With much honor and respect to the late BBC man, Alan Whicker, whom died on 12 July 2013, exactly five years ago, I am posting this blog entry on his rare postwar crime novel. For those interested in reading about Mr. Whicker and his career, click on his name, above. For further information, check out the BBC Obituary and video.
“Some Rise by Sin” was published in 1951 by Stanley Baker Publications Ltd. (16 The Green, Richmond, Surrey). The novel runs 90 pages, and the publishers priced the novel at 1/9 (in the year 2000, this converts to 5.1 Pounds). Most paper-bound novels of this era were traditionally asking 1/- to 1/6, especially for a book of this page length.

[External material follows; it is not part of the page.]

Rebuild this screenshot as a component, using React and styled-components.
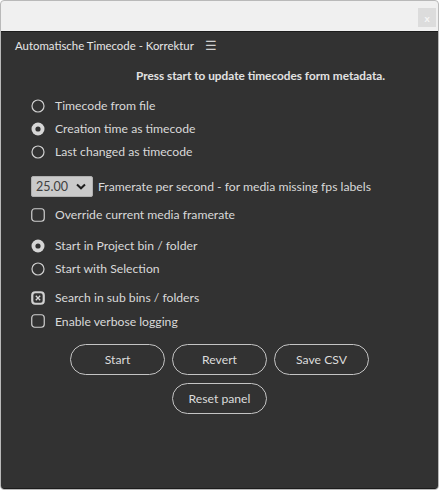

How did they get away with asking a higher rate when other mushroom publishers were asking less?
For those out there avidly collecting “drug” novels, this one ought to be a dream.
After his good friend, Basil Moore (a top newspaperman) is found dead, floating down the river Tiber, Alan Whicker, of the News-Dispatch, is assigned to the international hush-hush assignment of uncovering the filthy £10,000,000 drug racket that has taken hold of Europe. He must discover and infiltrate the distributors and unveil the identity of the ruthlessly sinister leader, known as Nummer Eins (Number One).
While on assignment, Whicker ends up falling in love with socialite Margo, a dancer and singer at the Golden Monkey nightclub. Sadly, he learns that she has rooming with her another man (Martyn) and they end up getting into a physical altercation. Whicker takes his lumps and ends up badly battered and bloody, but, victor in this embittered battle. He departs the nightclub, and despite Margo chasing and swooning over him, he shoves her affections aside. He has little interest in playing middle man to her love affair.
Wandering the streets and drinking at an all-night eatery, he returns to his quarters to find his bed occupied. He decides to let whomever it is sleep it off, but, realizes something is amiss. Going over to check his health status, he discovers the man isn’t breathing. Furthermore, it is Martyn, shot dead! Realizing that he has been framed for murder, Whicker heaves the body upon his shoulders and removes the corpse from the premises. He drives all over the city and out to the river to dispose of the cadaverous Martyn. Whicker (as author) introduces his fictional self to a humorous episode while trying to ditch the body. He’s pulled over by an International Patrol, which comprises of one British M.P., an American, a Frenchman, and a Russian. He quickly douses Martyn with liquor (in typical cliché form) and the police think he is just another drunkard.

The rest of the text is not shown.